The blast hit the Shi’ite town of Howaider, which is north of the
provincial capital Baquba, around sundown when people would have been
breaking the Ramadan fast. The Iraqi government and its US backers are
battling an insurgency with attacks blamed on a variety of groups
including al Qaeda in Iraq.
Police sources said the bomb was in a pick-up truck which exploded on
the small town’s main street where the mosque, the market and a coffee
shop are located.
The blast came the day after a deadline for parties to register for
December 15 elections that Washington is hoping will set Iraq firmly on
the path to peace and democracy, two and a half years after the US-led
invasion.
It also comes at the end of a week which saw the United States mark the
2,000th US military fatality in Iraq. Insurgents used a land mine and a
roadside bomb to kill three US Army soldiers and wound four on Saturday
in attacks that brought to eight the number of American service members
who have died in the last three days.
In Baghdad, the campaign for Iraq’s Dec. 15 parliamentary election
effectively began as several of the 18 coalitions scheduled news
conferences to unveil their tickets.
On Friday, the deadline for candidates to file, a Sunni Arab coalition
submitted its list of names, signaling greater Sunni participation in a
process Washington hopes will help speed the day when US troops can go
home.
New information also emerged Saturday about a triple suicide vehicle
attack that occurred near the Palestine Hotel complex in Baghdad where
many foreign journalists work. The well-coordinated attack killed 17
Iraqis on Monday and wounded several reporters.
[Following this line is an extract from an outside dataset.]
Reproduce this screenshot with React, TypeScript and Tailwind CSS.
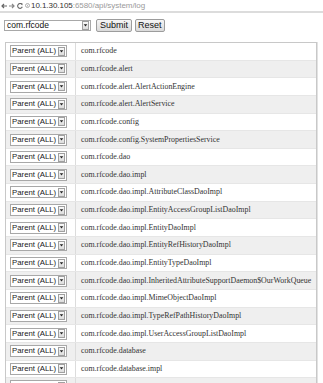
const loggers = [
  "com.rfcode",
  "com.rfcode.alert",
  "com.rfcode.alert.AlertActionEngine",
  "com.rfcode.alert.AlertService",
  "com.rfcode.config",
  "com.rfcode.config.SystemPropertiesService",
  "com.rfcode.dao",
  "com.rfcode.dao.impl",
  "com.rfcode.dao.impl.AttributeClassDaoImpl",
  "com.rfcode.dao.impl.EntityAccessGroupListDaoImpl",
  "com.rfcode.dao.impl.EntityDaoImpl",
  "com.rfcode.dao.impl.EntityRefHistoryDaoImpl",
  "com.rfcode.dao.impl.EntityTypeDaoImpl",
  "com.rfcode.dao.impl.InheritedAttributeSupportDaemon$OurWorkQueue",
  "com.rfcode.dao.impl.MimeObjectDaoImpl",
  "com.rfcode.dao.impl.TypeRefPathHistoryDaoImpl",
  "com.rfcode.dao.impl.UserAccessGroupListDaoImpl",
  "com.rfcode.database",
  "com.rfcode.database.impl",
  "com.rfcode.database.impl.h2",
];

const Arrow = () => (
  <div className="flex shrink-0 items-center justify-center w-[7px] h-[9px] border border-[#a0a0a0] bg-gradient-to-b from-[#fafafa] to-[#dcdcdc]">
    <svg width="5" height="3" viewBox="0 0 5 3">
      <path d="M0.7 0.2 L4.3 0.2 L2.5 2.6 Z" fill="#222" />
    </svg>
  </div>
);

export default function App() {
  return (
    <div className="w-[323px] h-[383px] overflow-hidden bg-white font-['Liberation_Sans',Arial,sans-serif]">
      {/* browser address bar */}
      <div className="flex items-center h-[13px] pl-[1px] border-b-2 border-[#dcdcdc] bg-white">
        <svg width="6" height="6" viewBox="0 0 6 6" className="mr-[2px]">
          <path d="M6 3 H1 M3 1 L1 3 L3 5" stroke="#666" strokeWidth="1.2" fill="none" />
        </svg>
        <svg width="6" height="6" viewBox="0 0 6 6" className="mr-[2px]">
          <path d="M0 3 H5 M3 1 L5 3 L3 5" stroke="#888" strokeWidth="1.2" fill="none" />
        </svg>
        <svg width="6" height="6" viewBox="0 0 6 6" className="mr-[2px]">
          <path d="M5 1.5 A2.4 2.4 0 1 0 5.3 3.8" stroke="#666" strokeWidth="1.1" fill="none" />
          <path d="M3.8 0.3 L5.6 0.6 L5.2 2.4 Z" fill="#666" />
        </svg>
        <svg width="5" height="5" viewBox="0 0 5 5" className="mr-[1px]">
          <circle cx="2.5" cy="2.5" r="2" stroke="#999" strokeWidth="0.8" fill="none" />
          <path d="M2.5 1.8 V3.5" stroke="#999" strokeWidth="0.7" />
        </svg>
        <span className="text-[8px] leading-none tracking-[-0.05px] whitespace-nowrap">
          <span className="text-[#333]">10.1.30.105</span>
          <span className="text-[#9a9a9a]">:6580/api/system/log</span>
        </span>
      </div>

      {/* form */}
      <div className="flex items-center gap-[3px] mt-[6px] ml-[4px]">
        <div className="flex items-center justify-between w-[87px] h-[11px] border border-[#a8a8a8] bg-white pl-[2px] pr-[1px]">
          <span className="text-[8.5px] leading-none text-[#111] whitespace-nowrap">com.rfcode</span>
          <Arrow />
        </div>
        <button className="h-[13px] ml-[2px] px-[3px] border border-[#9c9c9c] rounded-[2px] bg-gradient-to-b from-[#f6f6f6] to-[#dadada] text-[9px] leading-none text-[#111]">
          Submit
        </button>
        <button className="h-[13px] px-[2px] border border-[#9c9c9c] rounded-[2px] bg-gradient-to-b from-[#f6f6f6] to-[#dadada] text-[9px] leading-none text-[#111]">
          Reset
        </button>
      </div>

      {/* logger table */}
      <div className="mt-[10px] ml-[5px] w-[312px] border border-[#c8c8c8] shadow-[1px_0_0_#e2e2e2]">
        {loggers.map((name, i) => (
          <div
            key={name}
            className={`flex h-[17.65px] border-b border-[#e6e6e6] ${i % 2 === 1 ? "bg-[#efefef]" : "bg-white"}`}
          >
            <div className="flex shrink-0 items-center w-[70px] pl-[4px] border-r border-[#dcdcdc]">
              <div className="flex items-center justify-between w-[57px] h-[12px] border border-[#a8a8a8] bg-white pl-[1px] pr-[1px]">
                <span className="text-[7.8px] leading-none text-[#1a1a1a] whitespace-nowrap">Parent (ALL)</span>
                <Arrow />
              </div>
            </div>
            <div className="flex items-center pl-[5px] text-[7.9px] leading-none text-[#333] whitespace-nowrap font-['Liberation_Serif','Times_New_Roman',serif]">
              {name}
            </div>
          </div>
        ))}
      </div>
    </div>
  );
}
The US military said that one of its soldiers guarding the complex
killed the suicide bomber who managed to penetrate the complex before he
could reach the entrance of the building and set off his explosives. “He
was trying to kill people,” said the soldier, Spc. Darrell Green. “It
was good we stopped him because he would have killed more people and
destroyed the building”.
The land mine that killed an US soldier and wounded four occurred early
Saturday near Beiji, 155 miles north of Baghdad, the military said. Two
other US Army soldiers died in south Baghdad on Saturday when their
patrol struck a roadside bomb, the military said. On Friday, the US
command announced that five other American service members were killed
in Iraq the day before.
The eight deaths raised to 2,015 the number of members of the US
military who have died since the beginning of the Iraq war in March
2003.
The December election follows the Oct. 15 ratification of the new
constitution, which many Sunni Arabs opposed. Voters will choose a
275-member assembly to serve for four years. It will be the first
full-term parliament in Iraq since Saddam Hussein’s regime collapsed
after the US-led invasion of 2003.
The decision by a Sunni coalition to participate and the presence of
prominent Sunnis on other tickets indicated that many members of the
community, which forms the core of the insurgency, have not abandoned
the political process.
Political battle lines, in fact, have been drawn as before along ethnic
and religious lines, a development that complicates nation-building in
this factious, war-ravaged country of 27 million people.